I suspected immediately it had something to do with Snow Leopard and the fact that I was right about this helped me not at all in fixing it. I could not find any mention of this problem on the JMP site or anything specific to the SAS download manager or JMP anywhere. However, I did find quite a number of explanations of why one might get a JVM not found error and what to do about it.
I found a number of sites with fixes, all relating to installing Java 1.5 on Snow Leopard, some of which were absolute Greek to me (and I have three graduate degrees, including a doctorate with a specialization in statistics where we are used to Greek! )

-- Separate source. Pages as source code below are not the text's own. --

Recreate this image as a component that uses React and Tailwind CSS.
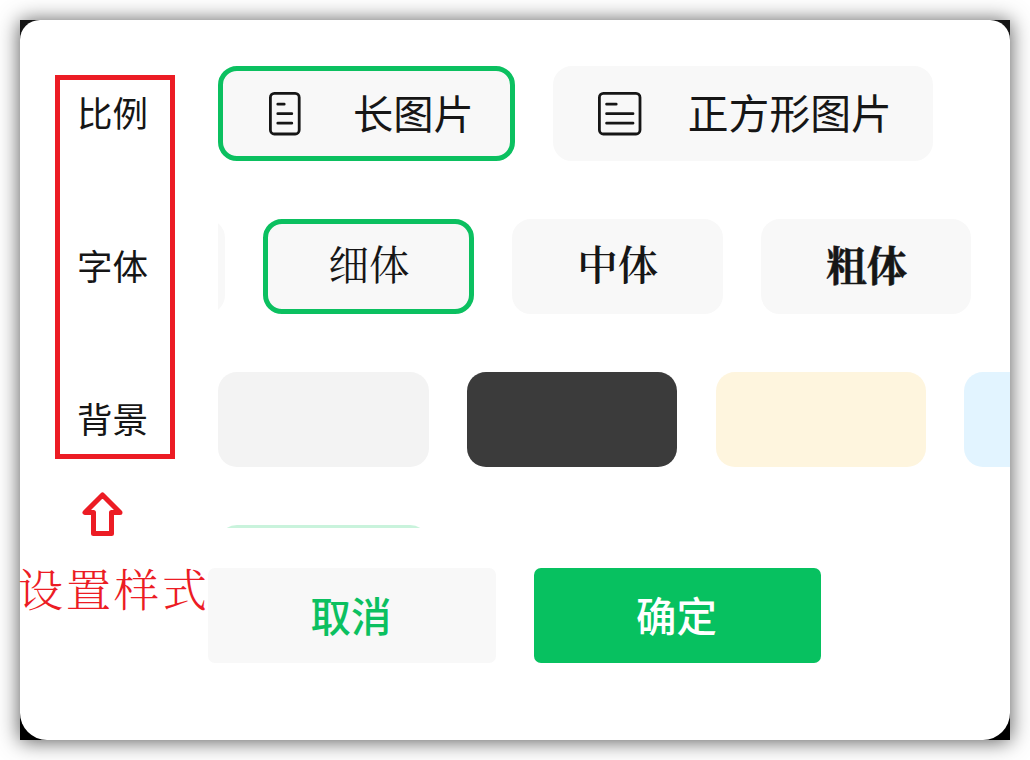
import React, { useState } from "react";
import clsx from "clsx";

const fonts = [
  { id: "thin", label: "细体", className: "font-normal" },
  { id: "medium", label: "中体", className: "font-semibold" },
  { id: "bold", label: "粗体", className: "pt-[2px] font-bold [-webkit-text-stroke:0.5px_#161616]" },
];

const backgrounds = [
  { id: "gray", className: "bg-[#f3f3f3]" },
  { id: "dark", className: "bg-[#3b3b3b]" },
  { id: "cream", className: "bg-[#fef5de]" },
  { id: "blue", className: "bg-[#e2f4ff]" },
];

const LongIcon = () => (
  <svg width="32" height="44" viewBox="0 0 32 44" fill="none" stroke="#161616" strokeWidth="2.8" strokeLinecap="round">
    <rect x="1.4" y="1.4" width="28.8" height="40.6" rx="4" />
    <path d="M8.8 12.2h6.4M8.8 21.7h14M8.8 31.2h14" />
  </svg>
);

const SquareIcon = () => (
  <svg width="44" height="44" viewBox="0 0 44 44" fill="none" stroke="#161616" strokeWidth="2.8" strokeLinecap="round">
    <rect x="1.4" y="1.4" width="40.6" height="40.6" rx="4" />
    <path d="M8.6 12.2h9.6M8.6 21.7h26.4M8.6 31.2h26.4" />
  </svg>
);

const Option = ({ active, onClick, className, children }) => (
  <button
    onClick={onClick}
    className={clsx(
      "flex h-[95px] shrink-0 items-center rounded-[19px] border-[5px] bg-[#f8f8f8]",
      active ? "border-[#0bc060]" : "border-[#f8f8f8]",
      className
    )}
  >
    {children}
  </button>
);

const Row = ({ label, children }) => (
  <div className="flex h-[95px] items-center">
    <div className="w-[141px] shrink-0 pb-1 text-[35.5px] leading-[48px]">{label}</div>
    <div className="flex min-w-0 flex-1 gap-[38.3px] overflow-hidden">{children}</div>
  </div>
);

const App = () => {
  const [ratio, setRatio] = useState("long");
  const [font, setFont] = useState("thin");

  return (
    <div className="h-[760px] w-[1030px] overflow-hidden bg-white p-5 font-['Noto_Sans_CJK_SC',sans-serif] text-[#161616]">
      <div className="relative h-[720px] w-[990px] bg-linear-to-b from-[#161616] to-black shadow-[0_1px_20px_rgba(0,0,0,0.68)]">
        <div className="h-full overflow-hidden rounded-t-[20px] rounded-b-[27px] bg-white pt-[46px]">
          <div className="flex h-[462px] flex-col gap-[58px] overflow-hidden pl-[57px]">
            <Row label="比例">
              <Option active={ratio === "long"} onClick={() => setRatio("long")} className="w-[296.5px] pl-[46px]">
                <LongIcon />
                <span className="ml-[52px] pb-[3px] text-[40.3px] leading-none">长图片</span>
              </Option>
              <Option active={ratio === "square"} onClick={() => setRatio("square")} className="w-[380px] pl-[40px]">
                <SquareIcon />
                <span className="ml-[46px] pb-[3px] text-[40.8px] leading-none">正方形图片</span>
              </Option>
            </Row>

            <Row label="字体">
              {/* default font, scrolled off to the left */}
              <Option className="-ml-[203.5px] w-[210.5px]" />
              {fonts.map((item) => (
                <Option
                  key={item.id}
                  active={font === item.id}
                  onClick={() => setFont(item.id)}
                  className="w-[210.5px] justify-center"
                >
                  <span
                    className={clsx(
                      "pb-[6px] pl-px font-['Noto_Serif_CJK_SC','Noto_Sans_CJK_SC',serif] text-[40.5px] leading-none",
                      item.className
                    )}
                  >
                    {item.label}
                  </span>
                </Option>
              ))}
            </Row>

            <Row label="背景">
              {backgrounds.map((item) => (
                <button
                  key={item.id}
                  className={clsx("h-[95px] w-[210.5px] shrink-0 rounded-[19px]", item.className)}
                />
              ))}
            </Row>

            <div className="ml-[141px] h-[95px] w-[210.5px] shrink-0 rounded-[19px] border-[3px] border-[#c9f3dc]" />
          </div>

          <div className="mt-10 ml-[188px] flex gap-[38px] text-[40.4px] font-medium">
            <button className="h-[95px] w-[288px] rounded-[7px] bg-[#f8f8f8] pr-[2px] pb-px text-[#0bc060]">取消</button>
            <button className="h-[95px] w-[287px] rounded-[7px] bg-[#07c160] pr-[2px] pb-px text-white">确定</button>
          </div>
        </div>

        {/* callout over the settings labels */}
        <div className="absolute top-[55px] left-[35px] h-[384px] w-[120px] border-[5px] border-[#ec1c24]" />
        <svg
          className="absolute top-[471px] left-[61px]"
          width="43"
          height="46"
          viewBox="0 0 43 46"
          fill="none"
          stroke="#ec1c24"
          strokeWidth="5"
          strokeLinejoin="round"
        >
          <path d="M21.5 4L4 21.5H12.5V42.5H30.5V21.5H39Z" />
        </svg>
        <div className="absolute top-[536px] left-[-2px] font-['Noto_Serif_CJK_SC','Noto_Sans_CJK_SC',serif] text-[45px] leading-[64px] font-light tracking-[3px] whitespace-nowrap text-[#ec1c24]">
          设置样式
        </div>
      </div>
    </div>
  );
};

export default App;
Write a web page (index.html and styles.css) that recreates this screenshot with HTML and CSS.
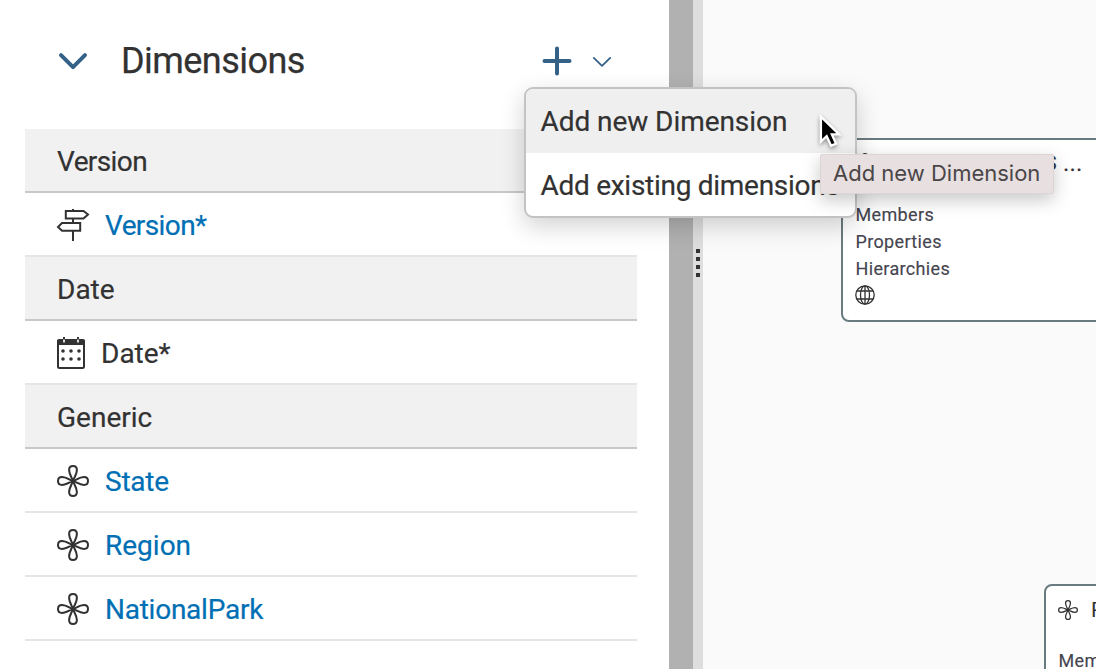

This one http://chxor.chxo.com/post/183013153/installing-java-1-5-on-snow-leopard from CHXO Internets was absolutely simple to follow and fixed my problem immediately. Hurray.
[Note to self, as soon as I get a spare minute, as in first thing tomorrow, send $20 for shareware fee to Pacifist , I already have another use for this. ]
When I followed the few steps outlined in the blog post above, the SAS download manager installed, then I installed JMP and all was wonderful.